Names

Mon., June 16, 12:16 PM

Isn’t it amazing how someone else’s post can jump start us into one of our own. When The Purple Chai asked for people to suggest a new name for her, it reminded me of two different stories about names.


Among northern European Jews it is the custom to give a new baby the same Hebrew name as someone who has passed on. It is a custom, not a law (the southern European Jews have their own set of customs), but there are numerous superstitions surrounding it. “It’s to fool the Angel of Death.” “If you name your baby after someone living, one of them will die.” In spite of all that, it’s not unusual to find that cousins are named after the same grandparent.

I don’t care much for superstition, but I do like the custom, because it’s a way of remembering someone you loved. And sometimes, if you don’t have a name in mind, you can make someone else happy by using a name. For example, Son is named for one of Husband’s uncles; I never met the man, but I know that his widow appreciated the name.

In America, we then choose an English name, and the fashions for such names come and go. People used to choose a name that began with the same letter. Isaac became Isadore in the next generation, followed by Irving or Irwin, and then Evan (this was modern), and then maybe back to Isaac. There’s no logic in it. In the last generation or so, there has been a movement to translating the name and finding an English name that means the same thing. “Hannah,” for example, translates to Grace. “Ari” means lion, and Leo or Leonard is an appropriate translation.

My mother lost her own mother when she was a teenager, and there was no doubt that her first child (who turned out to be me) would receive that name. However, horror of horrors, my other grandmother had the same name. And she lived with us. The rabbi my dad consulted said that they couldn’t give the baby the same name.
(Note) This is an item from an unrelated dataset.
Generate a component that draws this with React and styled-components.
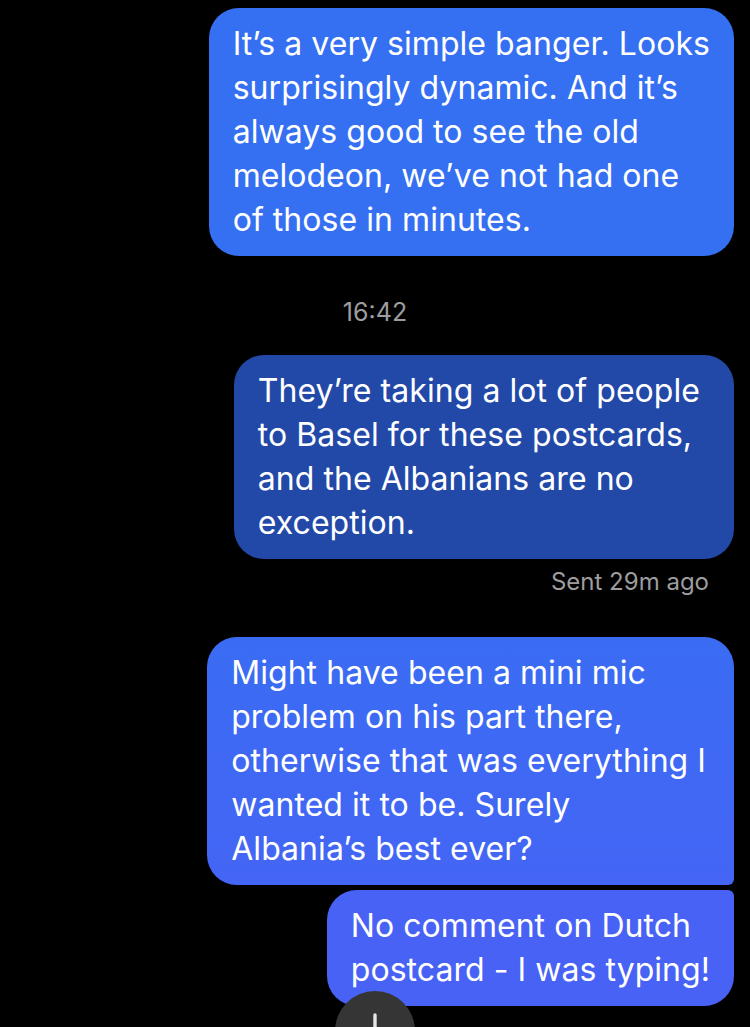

Okay, Grandmother One had two names (compare with Mary Ann, for example), and I could have the second name. Mother chose an English name that “matched,” one that she had always liked and one that I have always disliked. I’m rather partial to the Hebrew name – even considered changing to it. Or we could have translated it to something like Eve. I vowed that if I ever had a daughter, she would have the other name – for both my grandmothers.

What transpired thirty-five years ago made me decide to keep it, but it’s a joke now.


During the Sixties many women were choosing to keep their own family names, rather than changing to that of their husbands. It was a time of mixed emotions, for no matter how independent we thought we were, falling in love and deciding to marry really weakened the impact of The Feminine Mystique. But my maiden name had always been a problem.

Oh, sure, it was “ethnic,” but it was such a strange name that no one recognized what ethnos it came from. It was hard to spell, hard to pronounce; even teachers had a problem pronouncing it because they couldn’t figure which language to use. The first editor I ever worked for said it looked like a typo.

Our family name was also inconvenient because it came at the end of the alphabet. Both Sister and I resented being placed at the back of the class because teachers like to seat us in alphabetical order. I suspect Brother resents it to this day.

In any case, the only inconvenience in taking my husband’s name was that I had to get a new social security card. And I’ve had this simple name ever since. I have on occasion thought I might use both my name and his, but a cousin has become rather well known as an author, and I wouldn't want him to think I was borrowing his fame.


The joke? Husband’s name is strange to begin with. Imagine a man named David Davis or Johnny Johnson. Husband's name is like that, and I don’t know how come, because his parents died when he was an infant. Now imagine that David Davis meets and marries a woman whose first name is Davida. That’s us. (I was afraid some rabbi would tell us we couldn't live in the same household, but, fortunately, our Hebrew names are not the same.) A new bank teller was checking my endorsements against the deposit slip this morning, and laughed. My standard response: I only married it; he was born with it.


I told Husband – before we were married – that I planned on naming a child for my grandmothers. It turns out that it was also his mother’s name. Superstition or not, I’m convinced that child was named more than twenty years before she was born.